>> Start Data

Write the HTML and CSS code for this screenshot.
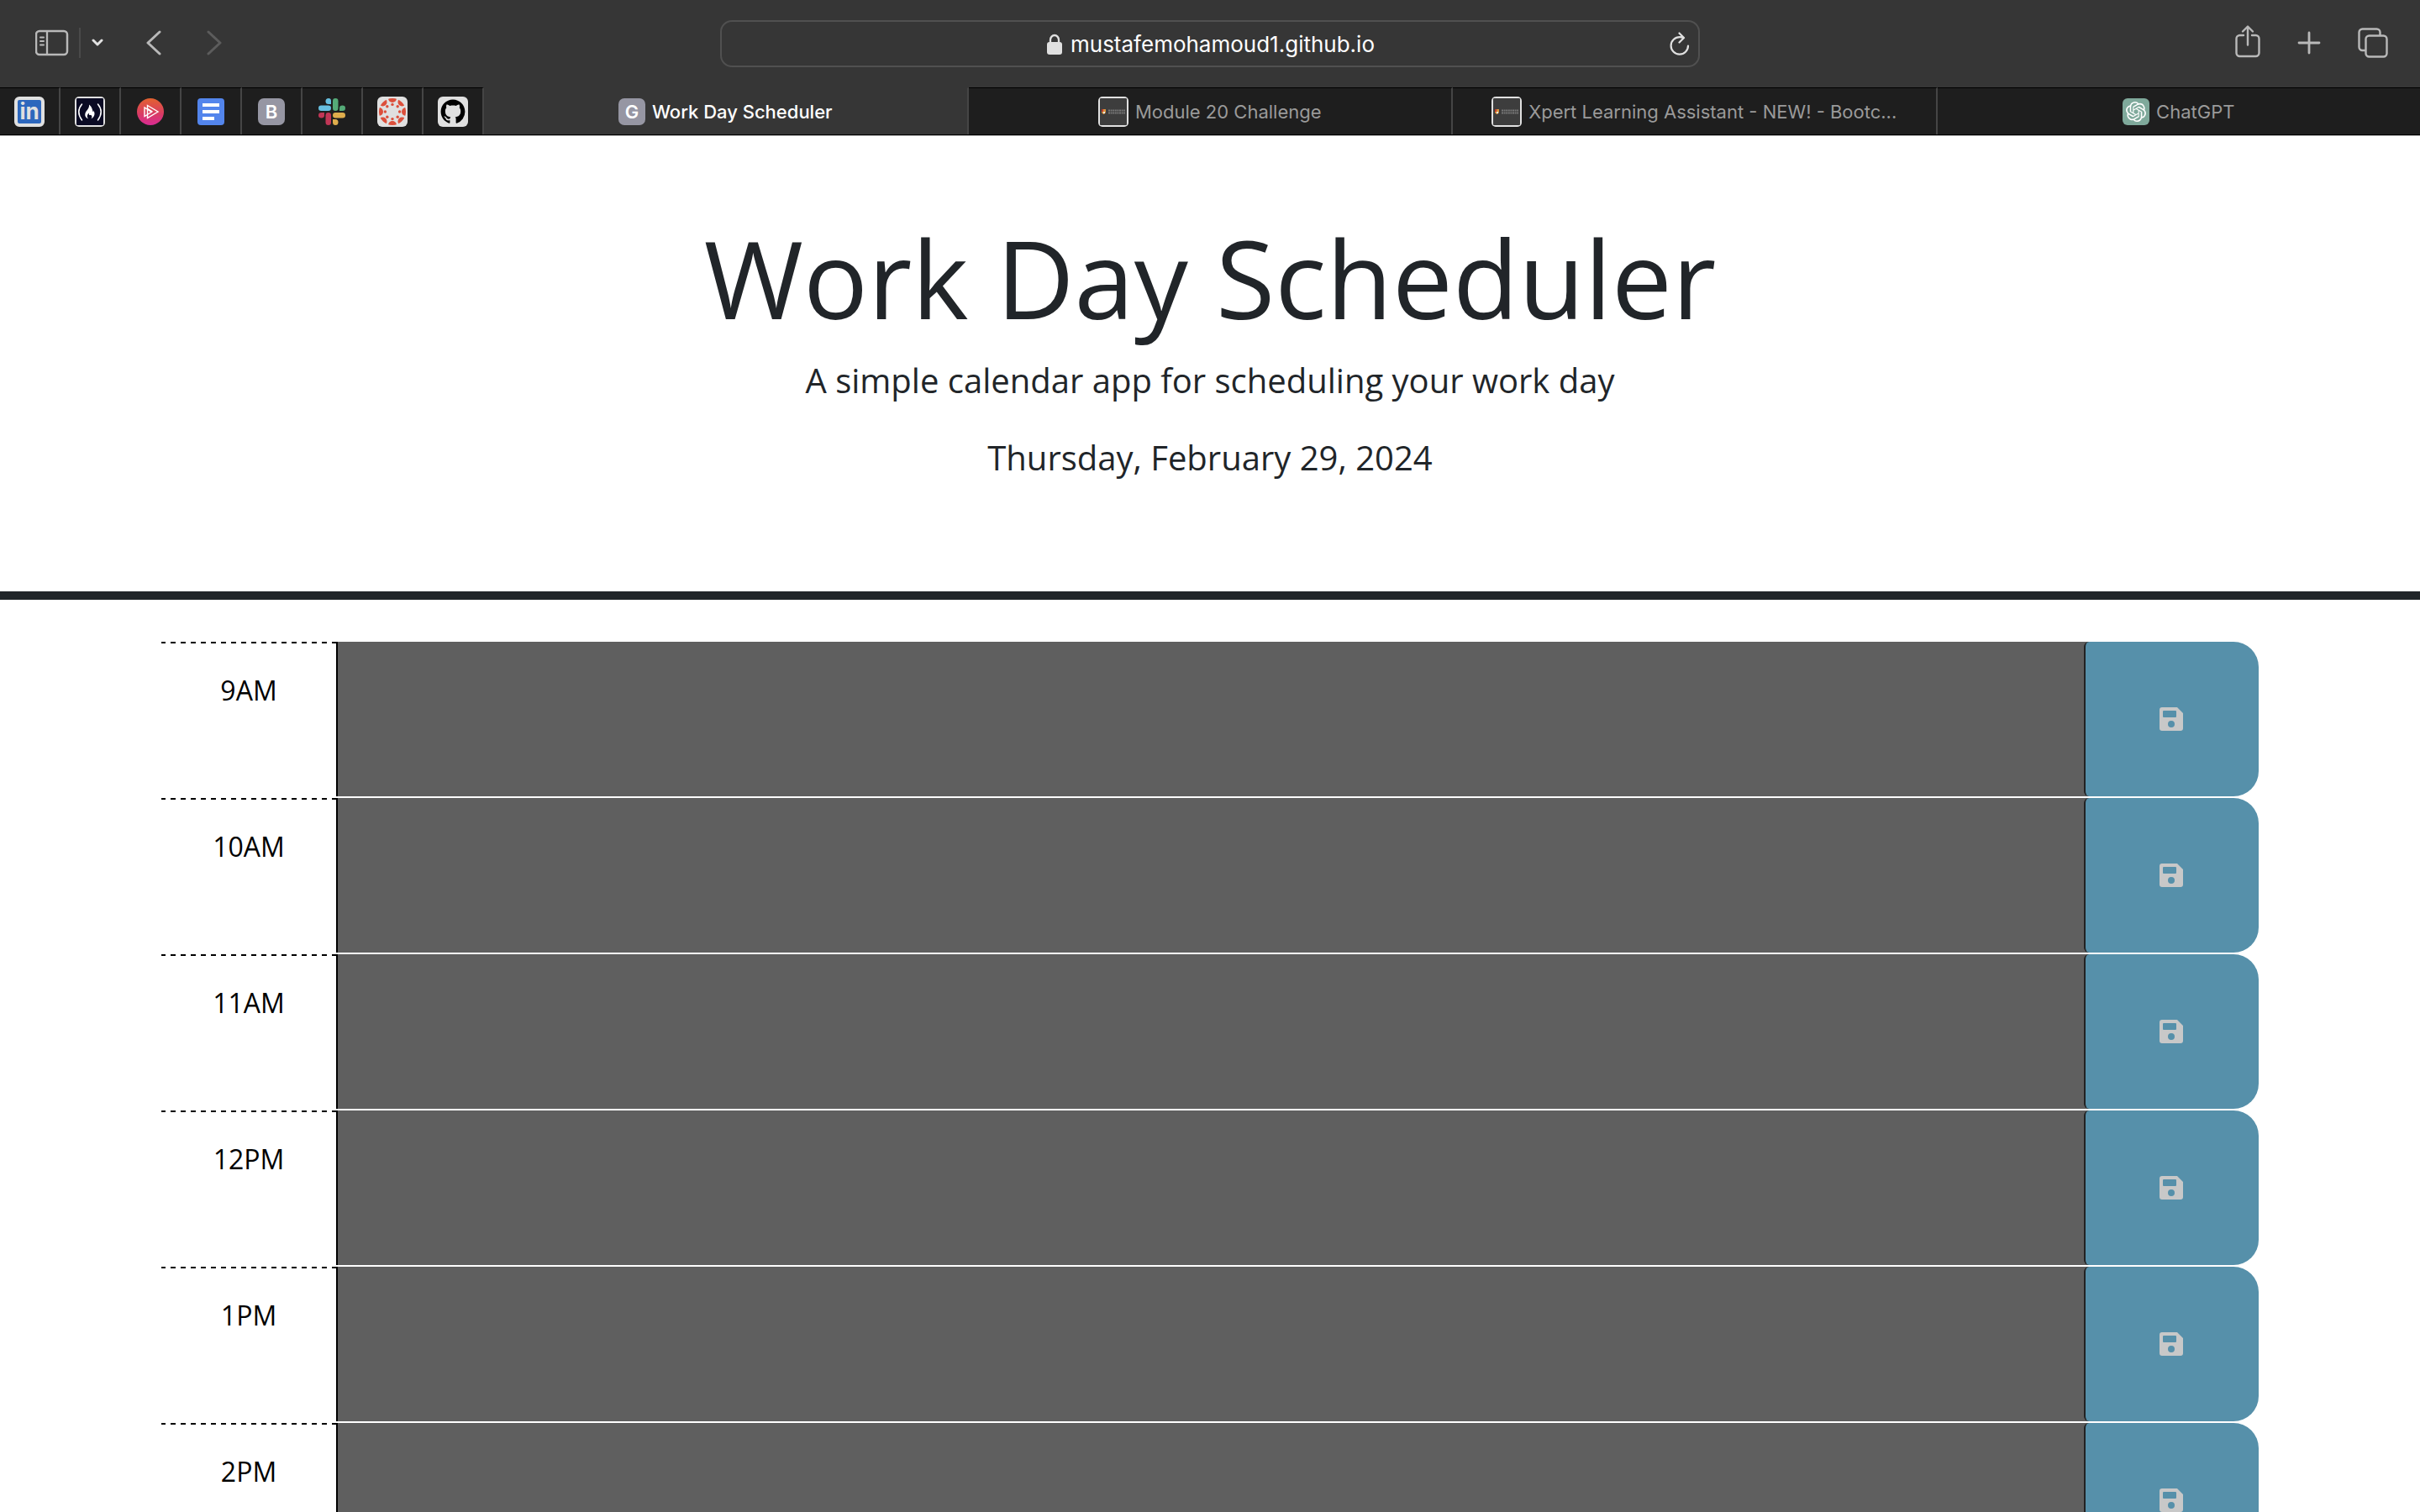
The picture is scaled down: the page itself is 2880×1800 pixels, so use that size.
FILE: index.html
```html
<!DOCTYPE html>
<html lang="en">
<head>
<meta charset="utf-8">
<title>Work Day Scheduler</title>
<link rel="stylesheet" href="styles.css">
</head>
<body>
<svg class="defs" aria-hidden="true">
  <symbol id="save" viewBox="0 0 28 28">
    <path fill-rule="evenodd" d="M3 0H21L28 7V25a3 3 0 0 1-3 3H3a3 3 0 0 1-3-3V3a3 3 0 0 1 3-3zM5 4a1 1 0 0 0-1 1v6a1 1 0 0 0 1 1h14a1 1 0 0 0 1-1V5a1 1 0 0 0-1-1zM14 16a4 4 0 1 0 0 8 4 4 0 0 0 0-8z"/>
  </symbol>
  <symbol id="campus" viewBox="0 0 36 36">
    <rect width="36" height="36" rx="5" fill="#e0e0e0"/>
    <rect x="2" y="2" width="32" height="32" rx="1" fill="#3d3d3d"/>
    <path d="M4 15h5v4l-2 2H6l-2-2z" fill="#d8923c"/>
    <path d="M4 15h2v3H4z" fill="#c03a2b"/><path d="M6 18h2v2H6z" fill="#e8e8e8"/>
    <path d="M12 16.500h20M12 19.500h20" stroke="#777" stroke-width="2" stroke-dasharray="2 .6"/>
  </symbol>
</svg>

<header class="browser">
  <div class="toolbar">
    <div class="tools">
      <button class="tool" aria-label="Show sidebar">
        <svg width="40" height="32" viewBox="0 0 40 32" fill="none" stroke="#b9b9b9"><rect x="1" y="2" width="37" height="28" rx="4" stroke-width="2.500"/><path d="M14 2v28" stroke-width="2.300"/><path d="M6 9.500h4M6 14h4M6 18.500h4" stroke-width="2" stroke-linecap="round"/></svg>
      </button>
      <span class="tool-divider"></span>
      <button class="tool tool-menu" aria-label="Tab groups">
        <svg width="14" height="12" viewBox="0 0 14 12" fill="none" stroke="#e2e2e2" stroke-width="3" stroke-linecap="round" stroke-linejoin="round"><path d="M2 3l5 5 5-5"/></svg>
      </button>
      <button class="tool tool-back" aria-label="Back">
        <svg width="18" height="30" viewBox="0 0 18 30" fill="none" stroke="#b9b9b9" stroke-width="3" stroke-linecap="round" stroke-linejoin="round"><path d="M16 2L2 15l14 13"/></svg>
      </button>
      <button class="tool tool-forward" aria-label="Forward">
        <svg width="18" height="30" viewBox="0 0 18 30" fill="none" stroke="#5c5c5c" stroke-width="3" stroke-linecap="round" stroke-linejoin="round"><path d="M2 2l14 13L2 28"/></svg>
      </button>
    </div>
    <div class="address">
      <a class="address-link" href="#">
        <svg width="18" height="26" viewBox="0 0 18 26"><rect y="10" width="18" height="15" rx="3" fill="#e0e0e0"/><path d="M4 12V7.500a5 5.500 0 0 1 10 0V12" fill="none" stroke="#e0e0e0" stroke-width="2.300"/></svg>
        <span>mustafemohamoud1.github.io</span>
      </a>
      <button class="tool reload" aria-label="Reload">
        <svg width="24" height="28" viewBox="0 0 24 28" fill="none" stroke="#e0e0e0" stroke-width="2.200" stroke-linecap="round" stroke-linejoin="round"><path d="M22 16.500A10.200 10.200 0 1 1 12 6.200c2 0 3.200.3 4.800.9M11.500 1.500l5.500 5.500-5.500 5.500"/></svg>
      </button>
    </div>
    <div class="tools tools-end">
      <button class="tool" aria-label="Share">
        <svg width="30" height="44" viewBox="0 0 30 44" fill="none" stroke="#b9b9b9" stroke-width="2.400" stroke-linecap="round" stroke-linejoin="round"><path d="M10 13H5.500a4 4 0 0 0-4 4v17a4 4 0 0 0 4 4h19a4 4 0 0 0 4-4V17a4 4 0 0 0-4-4H20M15 24.500V3M9 8.500L15 2.500l6 6"/></svg>
      </button>
      <button class="tool" aria-label="New tab">
        <svg width="28" height="28" viewBox="0 0 28 28" stroke="#b9b9b9" stroke-width="2.800" stroke-linecap="round"><path d="M14 2v24M2 14h24"/></svg>
      </button>
      <button class="tool" aria-label="Tab overview">
        <svg width="36" height="36" viewBox="0 0 36 36" fill="none" stroke="#b9b9b9" stroke-width="2.400"><rect x="9.500" y="9.500" width="25" height="25" rx="4"/><path d="M9 27H5.500a4 4 0 0 1-4-4V5.500a4 4 0 0 1 4-4h17a4 4 0 0 1 4 4V9"/></svg>
      </button>
    </div>
  </div>

  <nav class="tabs" aria-label="Tabs">
    <a class="tab pinned" href="#" aria-label="LinkedIn"><span class="favicon linkedin">in</span></a>
    <a class="tab pinned" href="#" aria-label="freeCodeCamp">
      <svg width="36" height="36" viewBox="0 0 36 36"><rect width="36" height="36" rx="5" fill="#e0e0e0"/><rect x="2" y="2" width="32" height="32" rx="1" fill="#0a0a23"/><path d="M8.500 9Q1 18 8.500 28M27.500 9Q35 18 27.500 28" fill="none" stroke="#fff" stroke-width="1.500" stroke-linecap="round"/><path d="M17 9.500c4 3 3.500 6 5 9 .5-.6.4-1.400.2-2.200 2.500 4 1.300 8.200-2.600 10 1.500-2 .8-4-.6-4.600-1.200 1-2.600.2-2-2.200-2.500 2-3 4.800-.8 6.800-4.500-1.300-5-5.800-2.200-9.300 2-2.600 3.400-4.300 3-7.500z" fill="#fff"/></svg>
    </a>
    <a class="tab pinned" href="#" aria-label="Pluralsight">
      <svg width="32" height="32" viewBox="0 0 32 32"><defs><linearGradient id="ps" x1="0" y1="0" x2="0" y2="1"><stop offset="0" stop-color="#e2622f"/><stop offset=".6" stop-color="#d93a66"/><stop offset="1" stop-color="#d92b94"/></linearGradient></defs><circle cx="16" cy="16" r="16" fill="url(#ps)"/><path d="M12.500 8.500L25 16l-12.500 7.500zM9 11v10.500l8.500-5.200zM13 12.500l5.500 3.700" fill="none" stroke="#fff" stroke-width="1.400"/></svg>
    </a>
    <a class="tab pinned" href="#" aria-label="Docs">
      <svg width="32" height="32" viewBox="0 0 32 32"><rect width="32" height="32" rx="4" fill="#5385ec"/><path d="M6 8h20M6 16h20M6 24h14" stroke="#fff" stroke-width="4"/></svg>
    </a>
    <a class="tab pinned" href="#" aria-label="Bookmarks"><span class="favicon letter">B</span></a>
    <a class="tab pinned" href="#" aria-label="Slack">
      <svg width="32" height="32" viewBox="0 0 32 32"><g fill="#67bfe0"><path d="M12 0a3 3 0 0 1 3 3v4h-3a3.500 3.500 0 0 1 0-7z"/><rect y="8.500" width="15" height="6.500" rx="3.250"/></g><g fill="#55ab78"><rect x="17" width="6.500" height="15" rx="3.250"/><path d="M25 15v-3.250a3.500 3.250 0 1 1 3.500 3.250z"/></g><g fill="#c13656"><path d="M7 17v3.250a3.500 3.250 0 1 1-3.500-3.250z"/><rect x="8.500" y="17" width="6.500" height="15" rx="3.250"/></g><g fill="#dfad4c"><rect x="17" y="17" width="15" height="6.500" rx="3.250"/><path d="M17 25h3.250a3.250 3.500 0 1 1-3.250 3.500z"/></g></svg>
    </a>
    <a class="tab pinned" href="#" aria-label="Canvas">
      <svg width="36" height="36" viewBox="0 0 36 36"><defs><clipPath id="ring"><circle cx="18" cy="18" r="16"/></clipPath></defs><rect width="36" height="36" rx="6" fill="#e0e0e0"/><g fill="#dc4f3b"><g clip-path="url(#ring)"><circle cx="18" cy="2" r="5"/><circle cx="18" cy="34" r="5"/><circle cx="2" cy="18" r="5"/><circle cx="34" cy="18" r="5"/><circle cx="6.500" cy="6.500" r="5"/><circle cx="29.500" cy="6.500" r="5"/><circle cx="6.500" cy="29.500" r="5"/><circle cx="29.500" cy="29.500" r="5"/></g><circle cx="18" cy="9.400" r="1.700"/><circle cx="18" cy="26.600" r="1.700"/><circle cx="9.400" cy="18" r="1.700"/><circle cx="26.600" cy="18" r="1.700"/><circle cx="11.800" cy="11.800" r="1.700"/><circle cx="24.200" cy="11.800" r="1.700"/><circle cx="11.800" cy="24.200" r="1.700"/><circle cx="24.200" cy="24.200" r="1.700"/></g></svg>
    </a>
    <a class="tab pinned" href="#" aria-label="GitHub">
      <svg width="36" height="36" viewBox="0 0 36 36"><rect width="36" height="36" rx="6" fill="#e0e0e0"/><path transform="translate(3.600 3.600) scale(1.800)" d="M8 0C3.580 0 0 3.580 0 8c0 3.540 2.290 6.530 5.470 7.590.4.070.55-.17.55-.38 0-.19-.01-.82-.01-1.490-2.010.37-2.530-.49-2.690-.94-.09-.23-.48-.94-.82-1.130-.28-.15-.68-.52-.01-.53.630-.01 1.080.58 1.230.82.72 1.210 1.870.87 2.330.66.070-.52.280-.87.510-1.070-1.780-.2-3.640-.89-3.640-3.950 0-.87.310-1.590.82-2.150-.08-.2-.36-1.020.08-2.120 0 0 .67-.21 2.200.82.640-.18 1.320-.27 2-.27s1.360.09 2 .27c1.530-1.040 2.200-.82 2.200-.82.440 1.100.160 1.920.08 2.120.510.560.82 1.270.82 2.150 0 3.070-1.870 3.750-3.650 3.950.290.250.540.730.540 1.480 0 1.070-.01 1.930-.01 2.200 0 .210.150.460.550.380A8.010 8.010 0 0 0 16 8c0-4.420-3.580-8-8-8"/></svg>
    </a>
    <a class="tab active" href="#" aria-current="page"><span class="favicon letter">G</span><span>Work Day Scheduler</span></a>
    <a class="tab" href="#"><svg width="36" height="36"><use href="#campus"/></svg><span>Module 20 Challenge</span></a>
    <a class="tab" href="#"><svg width="36" height="36"><use href="#campus"/></svg><span>Xpert Learning Assistant - NEW! - Bootc...</span></a>
    <a class="tab" href="#">
      <svg width="32" height="32" viewBox="0 0 32 32"><rect width="32" height="32" rx="6" fill="#7fa99b"/><path transform="translate(4 4)" fill="#fff" d="M22.2819 9.8211a5.9847 5.9847 0 0 0-.5157-4.9108 6.0462 6.0462 0 0 0-6.5098-2.9A6.0651 6.0651 0 0 0 4.9807 4.1818a5.9847 5.9847 0 0 0-3.9977 2.9 6.0462 6.0462 0 0 0 .7427 7.0966 5.98 5.98 0 0 0 .511 4.9107 6.051 6.051 0 0 0 6.5146 2.9001A5.9847 5.9847 0 0 0 13.2599 24a6.0557 6.0557 0 0 0 5.7718-4.2058 5.9894 5.9894 0 0 0 3.9977-2.9001 6.0557 6.0557 0 0 0-.7475-7.0729zm-9.022 12.6081a4.4755 4.4755 0 0 1-2.8764-1.0408l.1419-.0804 4.7783-2.7582a.7948.7948 0 0 0 .3927-.6813v-6.7369l2.02 1.1686a.071.071 0 0 1 .038.052v5.5826a4.504 4.504 0 0 1-4.4945 4.4944zm-9.6607-4.1254a4.4708 4.4708 0 0 1-.5346-3.0137l.142.0852 4.783 2.7582a.7712.7712 0 0 0 .7806 0l5.8428-3.3685v2.3324a.0804.0804 0 0 1-.0332.0615L9.74 19.9502a4.4992 4.4992 0 0 1-6.1408-1.6464zM2.3408 7.8956a4.485 4.485 0 0 1 2.3655-1.9728V11.6a.7664.7664 0 0 0 .3879.6765l5.8144 3.3543-2.0201 1.1685a.0757.0757 0 0 1-.071 0l-4.8303-2.7865A4.504 4.504 0 0 1 2.3408 7.872zm16.5963 3.8558L13.1038 8.364 15.1192 7.2a.0757.0757 0 0 1 .071 0l4.8303 2.7913a4.4944 4.4944 0 0 1-.6765 8.1042v-5.6772a.79.79 0 0 0-.407-.667zm2.0107-3.0231l-.142-.0852-4.7735-2.7818a.7759.7759 0 0 0-.7854 0L9.409 9.2297V6.8974a.0662.0662 0 0 1 .0284-.0615l4.8303-2.7866a4.4992 4.4992 0 0 1 6.6802 4.66zM8.3065 12.863l-2.02-1.1638a.0804.0804 0 0 1-.038-.0567V6.0742a4.4992 4.4992 0 0 1 7.3757-3.4537l-.142.0805L8.704 5.459a.7948.7948 0 0 0-.3927.6813zm1.0976-2.3654l2.602-1.4998 2.6069 1.4998v2.9994l-2.5974 1.4997-2.6067-1.4997Z"/></svg>
      <span>ChatGPT</span>
    </a>
  </nav>
</header>

<div class="page">
  <header class="intro">
    <h1 class="title">Work Day Scheduler</h1>
    <p class="lead">A simple calendar app for scheduling your work day</p>
    <p class="lead">Thursday, February 29, 2024</p>
  </header>
  <main class="schedule">
    <div class="time-block"><label class="hour" for="hour-9">9AM</label><textarea class="description" id="hour-9"></textarea><button class="save" aria-label="Save"><svg width="28" height="28"><use href="#save"/></svg></button></div>
    <div class="time-block"><label class="hour" for="hour-10">10AM</label><textarea class="description" id="hour-10"></textarea><button class="save" aria-label="Save"><svg width="28" height="28"><use href="#save"/></svg></button></div>
    <div class="time-block"><label class="hour" for="hour-11">11AM</label><textarea class="description" id="hour-11"></textarea><button class="save" aria-label="Save"><svg width="28" height="28"><use href="#save"/></svg></button></div>
    <div class="time-block"><label class="hour" for="hour-12">12PM</label><textarea class="description" id="hour-12"></textarea><button class="save" aria-label="Save"><svg width="28" height="28"><use href="#save"/></svg></button></div>
    <div class="time-block"><label class="hour" for="hour-13">1PM</label><textarea class="description" id="hour-13"></textarea><button class="save" aria-label="Save"><svg width="28" height="28"><use href="#save"/></svg></button></div>
    <div class="time-block"><label class="hour" for="hour-14">2PM</label><textarea class="description" id="hour-14"></textarea><button class="save" aria-label="Save"><svg width="28" height="28"><use href="#save"/></svg></button></div>
  </main>
</div>
</body>
</html>
```
FILE: styles.css
```css
*, *::before, *::after { box-sizing: border-box; }

body {
  margin: 0;
  height: 100vh;
  display: flex;
  flex-direction: column;
  overflow: hidden;
  background: #fff;
  color: #212529;
  font-family: "Open Sans", sans-serif;
}

svg { display: block; flex: none; }
.defs { position: absolute; width: 0; height: 0; }
h1, p { margin: 0; }
button { margin: 0; padding: 0; border: 0; background: none; cursor: pointer; }
a { color: inherit; text-decoration: none; }

/* Browser frame */
.browser {
  flex: none;
  background: #363636;
  border-bottom: 1px solid #b4b4b4;
  font-family: Inter, sans-serif;
}

.toolbar {
  display: grid;
  grid-template-columns: 1fr minmax(0, 1166px) 1fr;
  align-items: center;
  height: 104px;
}

.tools { display: flex; align-items: center; padding: 0 0 2px 42px; }
.tools-end { justify-content: flex-end; gap: 44px; padding: 0 38px 2px 0; }
.tool { display: flex; align-items: center; justify-content: center; }
.tool-divider { width: 2px; height: 36px; margin: 0 13px 0 12px; background: #4a4a4a; }
.tool-back { margin-left: 51px; }
.tool-forward { margin-left: 54px; }

.address {
  display: flex;
  align-items: center;
  height: 56px;
  padding-right: 10px;
  border: 2px solid #505050;
  border-radius: 14px;
}
.address-link {
  flex: 1;
  display: flex;
  align-items: center;
  justify-content: center;
  gap: 10px;
  padding: 2px 0 0 36px;
  color: #fff;
  font-size: 26px;
  line-height: 32px;
}

.tabs { display: flex; height: 57px; border-bottom: 1px solid #000; }
.tab {
  flex: 1 1 0;
  min-width: 0;
  display: flex;
  align-items: center;
  justify-content: center;
  gap: 8px;
  border-top: 1px solid #000;
  border-right: 2px solid #454545;
  background: #1e1e1e;
  color: #9a9a9a;
  font-size: 22px;
  line-height: 28px;
  white-space: nowrap;
}
.tab:last-child { border-right: 0; }
.tab.pinned { flex: none; width: 72px; }
.tab.active { border-top-color: #363636; background: #363636; color: #fff; font-weight: 500; }

.favicon {
  display: flex;
  align-items: center;
  justify-content: center;
  color: #fff;
  font-weight: 700;
}
.letter { width: 32px; height: 32px; border-radius: 7px; background: #9696a3; font-size: 22px; font-weight: 600; }
.linkedin {
  width: 36px;
  height: 36px;
  border: 4px solid #e0e0e0;
  border-radius: 6px;
  background: #2d67bd;
  color: #e0e0e0;
  font-size: 26px;
  line-height: 28px;
}

/* Scheduler page */
.page { flex: 1; min-height: 0; overflow: hidden; }

.intro {
  padding: 92px 32px 129px;
  border-bottom: 10px solid #212529;
  text-align: center;
}
.title { margin-bottom: 15px; font-size: 128px; font-weight: 400; line-height: 154px; }
.lead { font-size: 40px; line-height: 60px; }
.lead + .lead { margin-top: 32px; }

.schedule { padding: 50px 192px 0; }

.time-block {
  display: flex;
  height: 184px;
  margin-bottom: 2px;
}
.hour {
  flex: none;
  width: 210px;
  padding: 34px 0 0;
  border-right: 2px solid #000;
  background: repeating-linear-gradient(90deg, #000 0 5px, transparent 5px 11px, #000 11px 12px) 0 0 / 100% 2px no-repeat;
  color: #000;
  font-size: 32px;
  line-height: 48px;
  text-align: center;
}
.description {
  flex: 1;
  min-width: 0;
  margin: 0 -6px 0 0;
  padding: 12px;
  border: 0;
  background: #5f5f5f;
  color: #fff;
  font: inherit;
  font-size: 32px;
  resize: none;
}
.save {
  position: relative;
  flex: none;
  display: flex;
  align-items: center;
  justify-content: center;
  width: 208px;
  padding-right: 2px;
  border-left: 2px solid #222;
  border-radius: 6px 30px 30px 6px;
  background: #5690aa;
  fill: #c8c8c8;
}
```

>> End Data

● What is needed
Pull out each line of the listing that holds the string "page".

● Written response
The picture is scaled down: the page itself is 2880×1800 pixels, so use that size.
    <a class="tab active" href="#" aria-current="page"><span class="favicon letter">G</span><span>Work Day Scheduler</span></a>
<div class="page">
/* Scheduler page */
.page { flex: 1; min-height: 0; overflow: hidden; }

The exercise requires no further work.